Somewhat counter-intuitively, had the government not been such a nebulous actor in the issue, Vann’s case may have stalled; as she points out, it’s extremely difficult to sue a native tribe in federal court without its permission, and one of her most consequential early filings originally named the Department of the Interior as a defendant. (The Cherokee tribe later joined the suit.) But in 2011, as the political heat over the Freedman issue intensified—even Barney Frank called for a federal probe into the Freedmen of the Five Tribes—the Cherokee Nation attempted to withdraw housing funds from the Department and Housing and found they were frozen, a fairly unprecedented move.

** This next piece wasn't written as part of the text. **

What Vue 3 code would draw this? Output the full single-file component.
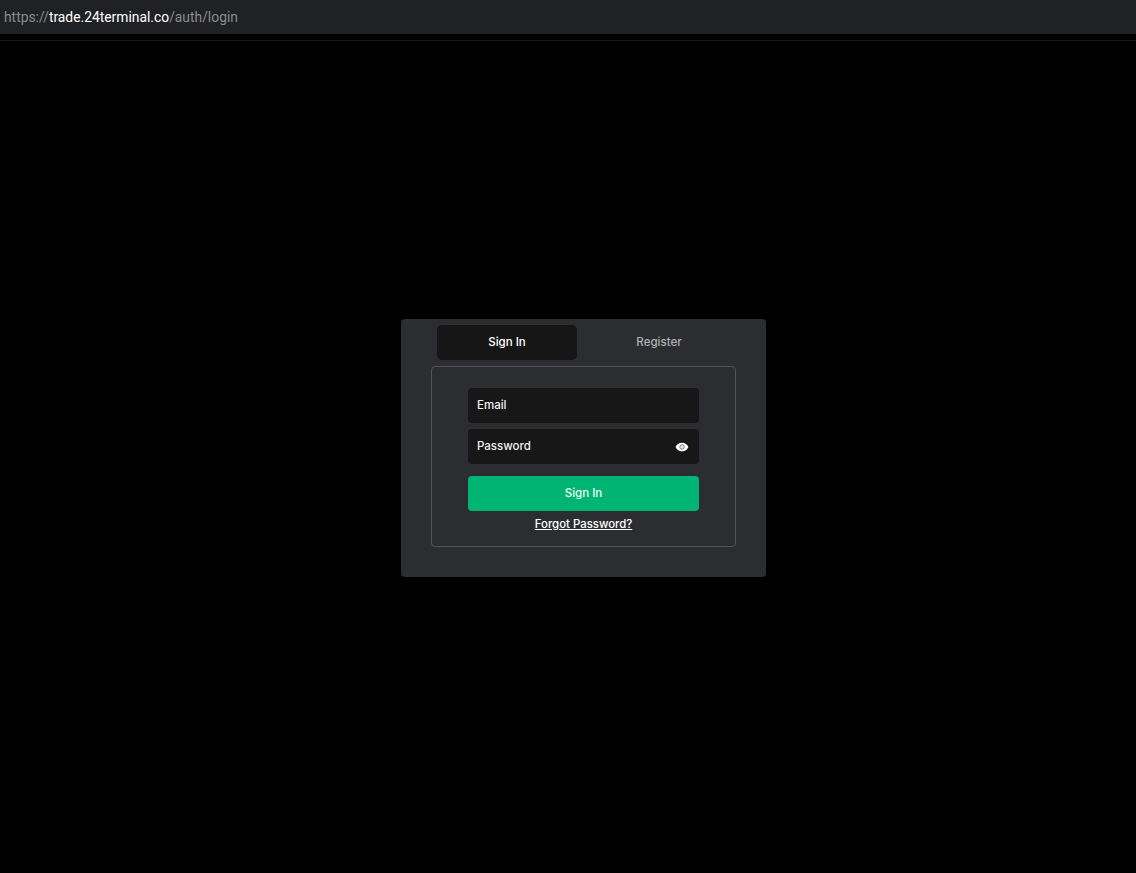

Chavez, the journalist, cites this as a turning point: Once the federal government stepped in and Freedmen had allies, the quality of the defense ballooned. “The documents they submitted were some of the best-researched pieces on the Freedmen I’d ever seen,” he says.
He believes the case proves the limited nature of tribal sovereignty, but he also can’t say it isn’t about race: In August, in the days following the final ruling in favor of the Freedmen, Chavez, who is an editor at the Cherokee Phoenix, sent out reporters to gather reactions. Most, he said, were unprintable: the off-the-record thoughts of the hateful and the scared. “For sure there is racism,” he says. “People won’t admit it.” In a lengthy reporting project following another freedman-friendly activist in 2013, the writer Marcos Barberry met older Cherokee men who denied their ancestors ever held slaves in the first place.
When I ask Chavez what he thinks the takeaway should be, after decades of following the Cherokee Freedmen issue, after trying to track all that money spent on battling the black Cherokees in court, he tells me he thinks there should be more focus on balanced education. The last chief who was against the Freedmen weighted Cherokee history classes to be “skewed” against their claims, he says.
“To me it would have been better if we would have taught both sides of that history. People wouldn’t have been so ignorant about what happened, that we and took part in that system.”